** Exercise input **

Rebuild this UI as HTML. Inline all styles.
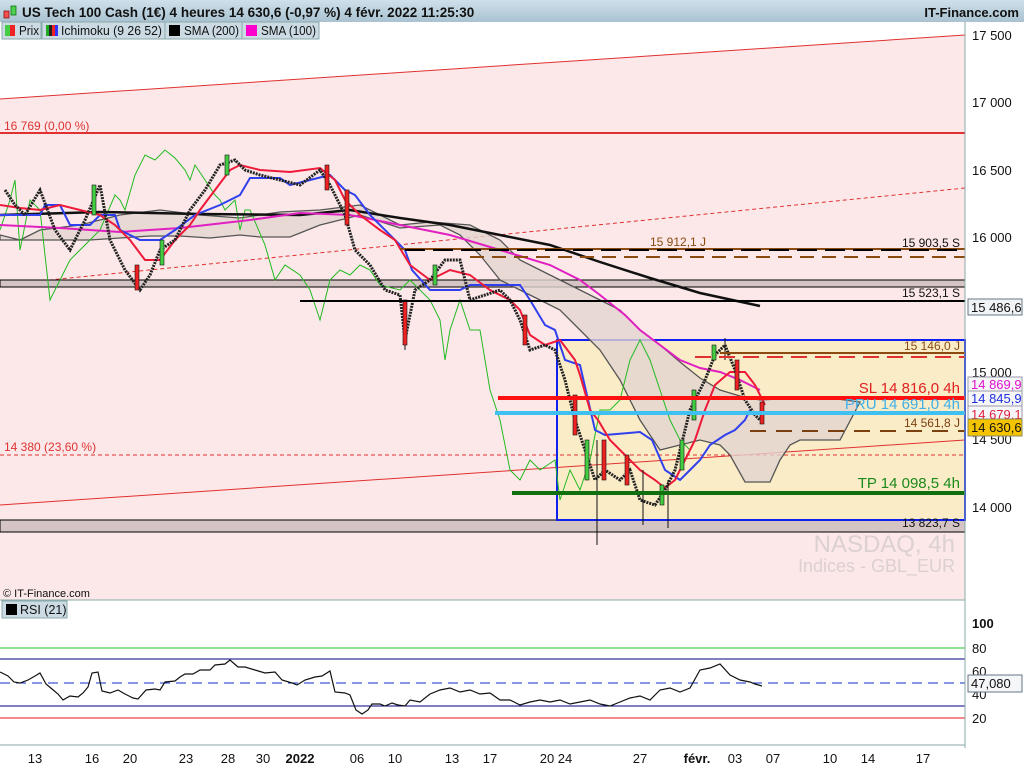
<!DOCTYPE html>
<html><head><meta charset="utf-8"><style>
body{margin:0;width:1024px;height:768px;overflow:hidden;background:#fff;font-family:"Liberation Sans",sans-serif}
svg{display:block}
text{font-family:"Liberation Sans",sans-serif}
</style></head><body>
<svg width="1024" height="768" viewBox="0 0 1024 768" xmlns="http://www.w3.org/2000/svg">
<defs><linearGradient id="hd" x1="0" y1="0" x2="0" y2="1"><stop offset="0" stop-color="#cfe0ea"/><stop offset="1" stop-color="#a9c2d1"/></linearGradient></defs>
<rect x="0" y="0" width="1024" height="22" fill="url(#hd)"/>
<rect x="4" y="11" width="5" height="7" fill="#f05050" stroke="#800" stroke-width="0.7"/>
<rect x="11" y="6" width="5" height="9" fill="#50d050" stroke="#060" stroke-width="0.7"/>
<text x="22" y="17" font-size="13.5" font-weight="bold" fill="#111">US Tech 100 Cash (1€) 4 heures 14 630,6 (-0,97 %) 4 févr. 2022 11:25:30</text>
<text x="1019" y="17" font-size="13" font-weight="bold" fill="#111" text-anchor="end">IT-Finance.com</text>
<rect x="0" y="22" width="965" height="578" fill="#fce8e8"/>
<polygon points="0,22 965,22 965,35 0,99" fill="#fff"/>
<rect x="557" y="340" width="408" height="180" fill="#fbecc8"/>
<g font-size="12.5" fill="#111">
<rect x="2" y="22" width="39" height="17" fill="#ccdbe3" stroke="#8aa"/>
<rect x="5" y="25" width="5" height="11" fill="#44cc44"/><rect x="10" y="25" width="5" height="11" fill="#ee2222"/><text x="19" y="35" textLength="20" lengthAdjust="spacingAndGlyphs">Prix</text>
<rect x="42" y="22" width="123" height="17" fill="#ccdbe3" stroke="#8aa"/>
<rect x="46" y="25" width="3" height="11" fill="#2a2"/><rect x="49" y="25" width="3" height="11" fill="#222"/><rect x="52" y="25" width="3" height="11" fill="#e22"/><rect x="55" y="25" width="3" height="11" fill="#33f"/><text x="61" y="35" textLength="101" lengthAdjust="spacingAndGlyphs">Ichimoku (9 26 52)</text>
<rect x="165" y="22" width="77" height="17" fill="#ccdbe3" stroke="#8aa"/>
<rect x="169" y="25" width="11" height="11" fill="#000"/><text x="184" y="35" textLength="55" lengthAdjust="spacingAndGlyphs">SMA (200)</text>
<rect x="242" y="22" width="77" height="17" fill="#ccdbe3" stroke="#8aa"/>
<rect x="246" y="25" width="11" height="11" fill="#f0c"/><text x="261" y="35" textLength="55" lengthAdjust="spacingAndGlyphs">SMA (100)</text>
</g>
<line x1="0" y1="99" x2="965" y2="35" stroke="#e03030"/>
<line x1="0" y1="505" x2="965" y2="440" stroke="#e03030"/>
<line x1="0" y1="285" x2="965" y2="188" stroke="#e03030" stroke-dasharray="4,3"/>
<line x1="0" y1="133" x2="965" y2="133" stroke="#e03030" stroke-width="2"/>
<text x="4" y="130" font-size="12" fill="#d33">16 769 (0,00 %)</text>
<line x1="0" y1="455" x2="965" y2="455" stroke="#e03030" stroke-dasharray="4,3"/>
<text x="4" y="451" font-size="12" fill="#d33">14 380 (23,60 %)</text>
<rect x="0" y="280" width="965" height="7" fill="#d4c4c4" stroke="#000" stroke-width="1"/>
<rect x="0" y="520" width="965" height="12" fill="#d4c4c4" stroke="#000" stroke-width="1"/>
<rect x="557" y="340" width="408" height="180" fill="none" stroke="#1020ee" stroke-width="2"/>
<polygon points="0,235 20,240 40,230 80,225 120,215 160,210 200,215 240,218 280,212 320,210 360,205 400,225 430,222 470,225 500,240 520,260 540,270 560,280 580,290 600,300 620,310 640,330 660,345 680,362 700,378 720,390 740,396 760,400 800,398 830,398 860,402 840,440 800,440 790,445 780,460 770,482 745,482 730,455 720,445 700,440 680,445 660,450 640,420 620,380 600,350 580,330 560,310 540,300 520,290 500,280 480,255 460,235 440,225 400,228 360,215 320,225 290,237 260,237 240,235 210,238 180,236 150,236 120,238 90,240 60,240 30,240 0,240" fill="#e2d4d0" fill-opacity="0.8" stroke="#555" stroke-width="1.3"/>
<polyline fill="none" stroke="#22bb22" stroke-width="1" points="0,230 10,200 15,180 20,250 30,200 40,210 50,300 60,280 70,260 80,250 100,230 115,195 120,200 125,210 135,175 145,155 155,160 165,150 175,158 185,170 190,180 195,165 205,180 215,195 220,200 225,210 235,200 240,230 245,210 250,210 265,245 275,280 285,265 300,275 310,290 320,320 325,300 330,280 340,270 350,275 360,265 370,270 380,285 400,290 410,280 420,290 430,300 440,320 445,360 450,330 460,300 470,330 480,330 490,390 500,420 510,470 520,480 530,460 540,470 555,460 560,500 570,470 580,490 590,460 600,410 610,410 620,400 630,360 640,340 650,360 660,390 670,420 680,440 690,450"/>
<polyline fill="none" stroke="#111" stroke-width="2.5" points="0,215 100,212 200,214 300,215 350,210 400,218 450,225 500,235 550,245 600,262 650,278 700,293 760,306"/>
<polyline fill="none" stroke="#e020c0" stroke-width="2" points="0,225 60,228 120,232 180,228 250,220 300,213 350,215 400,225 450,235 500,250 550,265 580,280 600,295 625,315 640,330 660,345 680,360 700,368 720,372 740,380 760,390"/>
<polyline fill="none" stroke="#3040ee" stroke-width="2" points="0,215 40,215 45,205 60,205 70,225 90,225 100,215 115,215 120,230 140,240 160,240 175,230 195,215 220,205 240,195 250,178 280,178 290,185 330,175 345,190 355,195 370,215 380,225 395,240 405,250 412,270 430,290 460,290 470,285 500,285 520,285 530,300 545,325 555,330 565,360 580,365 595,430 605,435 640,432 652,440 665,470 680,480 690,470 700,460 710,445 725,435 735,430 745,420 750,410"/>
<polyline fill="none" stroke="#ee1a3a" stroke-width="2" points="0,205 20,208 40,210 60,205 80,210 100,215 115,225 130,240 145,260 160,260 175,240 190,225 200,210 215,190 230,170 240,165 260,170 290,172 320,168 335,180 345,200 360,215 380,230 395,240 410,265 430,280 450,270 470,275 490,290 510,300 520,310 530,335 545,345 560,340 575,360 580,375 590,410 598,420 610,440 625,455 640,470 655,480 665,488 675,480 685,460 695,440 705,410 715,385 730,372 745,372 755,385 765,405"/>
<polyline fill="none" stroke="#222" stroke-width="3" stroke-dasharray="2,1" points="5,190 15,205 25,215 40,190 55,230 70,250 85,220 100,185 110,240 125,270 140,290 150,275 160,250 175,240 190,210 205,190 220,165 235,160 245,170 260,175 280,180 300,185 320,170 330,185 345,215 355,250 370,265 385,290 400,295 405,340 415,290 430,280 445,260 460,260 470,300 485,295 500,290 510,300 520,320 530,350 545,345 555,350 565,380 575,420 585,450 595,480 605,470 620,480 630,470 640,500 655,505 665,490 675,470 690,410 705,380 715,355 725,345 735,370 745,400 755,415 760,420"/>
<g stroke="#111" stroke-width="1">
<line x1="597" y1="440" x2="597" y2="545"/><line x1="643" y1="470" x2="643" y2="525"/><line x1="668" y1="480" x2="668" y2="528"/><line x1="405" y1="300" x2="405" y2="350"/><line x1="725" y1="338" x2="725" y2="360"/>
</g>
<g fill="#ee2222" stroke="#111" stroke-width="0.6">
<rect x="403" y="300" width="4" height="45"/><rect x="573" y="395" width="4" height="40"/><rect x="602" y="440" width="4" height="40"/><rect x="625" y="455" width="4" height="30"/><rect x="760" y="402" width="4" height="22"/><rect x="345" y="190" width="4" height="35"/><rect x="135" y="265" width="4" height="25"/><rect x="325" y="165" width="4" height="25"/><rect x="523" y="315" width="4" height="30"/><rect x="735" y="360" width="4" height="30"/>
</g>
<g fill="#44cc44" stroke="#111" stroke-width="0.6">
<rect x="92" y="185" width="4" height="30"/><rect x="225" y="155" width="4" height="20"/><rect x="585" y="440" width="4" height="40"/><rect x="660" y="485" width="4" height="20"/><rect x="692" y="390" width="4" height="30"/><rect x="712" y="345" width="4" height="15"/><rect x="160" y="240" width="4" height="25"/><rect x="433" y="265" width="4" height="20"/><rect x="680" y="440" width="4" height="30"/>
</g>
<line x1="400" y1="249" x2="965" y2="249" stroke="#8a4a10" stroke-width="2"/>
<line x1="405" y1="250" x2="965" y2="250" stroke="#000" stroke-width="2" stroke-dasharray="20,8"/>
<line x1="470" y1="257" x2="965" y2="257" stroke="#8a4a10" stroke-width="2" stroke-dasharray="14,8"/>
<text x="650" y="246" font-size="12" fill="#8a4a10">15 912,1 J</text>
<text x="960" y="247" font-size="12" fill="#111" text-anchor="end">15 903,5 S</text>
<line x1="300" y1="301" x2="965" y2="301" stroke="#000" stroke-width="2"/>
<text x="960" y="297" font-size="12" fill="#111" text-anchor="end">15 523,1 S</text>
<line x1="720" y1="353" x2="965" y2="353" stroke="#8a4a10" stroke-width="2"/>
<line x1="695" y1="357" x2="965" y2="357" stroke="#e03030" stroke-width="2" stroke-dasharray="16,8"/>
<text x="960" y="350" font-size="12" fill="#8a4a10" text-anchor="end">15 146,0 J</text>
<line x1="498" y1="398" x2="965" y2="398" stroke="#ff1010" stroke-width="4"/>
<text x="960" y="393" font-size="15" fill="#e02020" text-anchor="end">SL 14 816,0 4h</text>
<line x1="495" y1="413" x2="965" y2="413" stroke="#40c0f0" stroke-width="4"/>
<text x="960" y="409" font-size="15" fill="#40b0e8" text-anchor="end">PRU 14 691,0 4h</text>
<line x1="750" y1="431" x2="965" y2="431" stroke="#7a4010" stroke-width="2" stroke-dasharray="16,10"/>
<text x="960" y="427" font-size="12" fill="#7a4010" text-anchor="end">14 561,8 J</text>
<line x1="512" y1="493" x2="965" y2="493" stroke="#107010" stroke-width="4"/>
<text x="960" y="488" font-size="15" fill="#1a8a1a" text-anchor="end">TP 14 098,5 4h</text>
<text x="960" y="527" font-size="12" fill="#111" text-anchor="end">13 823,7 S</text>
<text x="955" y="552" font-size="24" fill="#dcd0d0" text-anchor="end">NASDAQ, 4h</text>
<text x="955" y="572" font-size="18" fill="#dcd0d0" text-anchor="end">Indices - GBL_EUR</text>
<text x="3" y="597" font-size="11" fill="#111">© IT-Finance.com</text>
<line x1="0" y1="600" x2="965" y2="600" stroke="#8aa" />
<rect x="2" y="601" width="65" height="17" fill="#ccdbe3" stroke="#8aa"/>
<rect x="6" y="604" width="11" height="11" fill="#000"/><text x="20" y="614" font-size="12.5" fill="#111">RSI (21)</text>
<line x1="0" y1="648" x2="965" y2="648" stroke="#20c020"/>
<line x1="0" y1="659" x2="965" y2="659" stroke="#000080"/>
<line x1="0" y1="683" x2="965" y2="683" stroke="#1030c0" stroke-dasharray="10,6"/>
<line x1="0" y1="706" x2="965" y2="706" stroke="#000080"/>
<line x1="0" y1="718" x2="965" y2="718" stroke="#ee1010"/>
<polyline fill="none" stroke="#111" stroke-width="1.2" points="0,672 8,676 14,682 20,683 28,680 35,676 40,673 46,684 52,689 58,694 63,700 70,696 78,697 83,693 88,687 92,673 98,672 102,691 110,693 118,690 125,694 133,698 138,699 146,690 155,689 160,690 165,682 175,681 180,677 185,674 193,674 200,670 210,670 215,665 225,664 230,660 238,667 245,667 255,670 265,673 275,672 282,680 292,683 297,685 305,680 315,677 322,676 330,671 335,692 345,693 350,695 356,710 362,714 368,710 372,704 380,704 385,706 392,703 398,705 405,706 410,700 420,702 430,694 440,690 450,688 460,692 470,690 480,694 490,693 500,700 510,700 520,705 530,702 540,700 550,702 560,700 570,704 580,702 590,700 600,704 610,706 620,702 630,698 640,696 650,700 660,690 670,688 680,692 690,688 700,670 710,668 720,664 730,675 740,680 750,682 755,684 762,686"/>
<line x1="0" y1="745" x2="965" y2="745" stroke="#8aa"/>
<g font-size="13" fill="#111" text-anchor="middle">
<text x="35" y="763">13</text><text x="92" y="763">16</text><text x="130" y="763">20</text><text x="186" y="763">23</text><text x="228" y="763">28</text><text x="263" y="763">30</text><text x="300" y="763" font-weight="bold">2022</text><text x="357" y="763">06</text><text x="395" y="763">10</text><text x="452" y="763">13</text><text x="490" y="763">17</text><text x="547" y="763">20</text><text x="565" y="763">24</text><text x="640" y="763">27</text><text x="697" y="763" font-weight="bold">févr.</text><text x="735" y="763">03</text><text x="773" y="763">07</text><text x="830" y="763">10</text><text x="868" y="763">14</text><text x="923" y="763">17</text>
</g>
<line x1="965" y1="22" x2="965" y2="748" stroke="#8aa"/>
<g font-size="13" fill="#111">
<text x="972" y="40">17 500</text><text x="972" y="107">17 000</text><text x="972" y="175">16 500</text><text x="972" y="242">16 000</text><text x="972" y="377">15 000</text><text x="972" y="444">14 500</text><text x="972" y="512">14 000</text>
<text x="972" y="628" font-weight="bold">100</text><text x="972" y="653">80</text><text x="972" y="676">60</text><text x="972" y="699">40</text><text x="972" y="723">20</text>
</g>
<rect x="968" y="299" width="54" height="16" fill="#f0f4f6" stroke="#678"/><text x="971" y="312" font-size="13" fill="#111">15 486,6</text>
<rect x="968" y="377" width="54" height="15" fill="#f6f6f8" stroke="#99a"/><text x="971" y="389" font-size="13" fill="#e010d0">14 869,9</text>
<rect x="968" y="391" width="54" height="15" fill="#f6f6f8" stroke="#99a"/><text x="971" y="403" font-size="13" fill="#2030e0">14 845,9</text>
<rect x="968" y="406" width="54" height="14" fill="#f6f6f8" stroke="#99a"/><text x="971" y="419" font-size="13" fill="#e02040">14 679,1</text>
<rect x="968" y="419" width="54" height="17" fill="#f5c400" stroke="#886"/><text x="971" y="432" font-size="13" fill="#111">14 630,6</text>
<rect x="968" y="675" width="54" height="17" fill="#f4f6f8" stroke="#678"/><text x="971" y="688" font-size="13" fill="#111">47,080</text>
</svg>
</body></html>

--

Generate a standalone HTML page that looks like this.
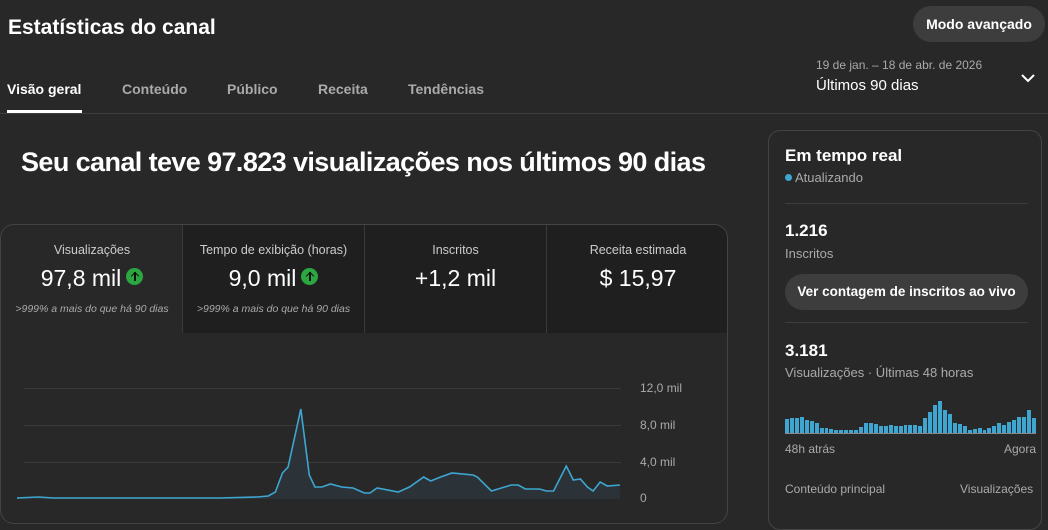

** Exercise instructions **
Which lines contain "this"? Copy each of them out.

** Solved exercise **
Rebuild this UI as HTML. Inline all styles.
Generate a standalone HTML page that looks like this.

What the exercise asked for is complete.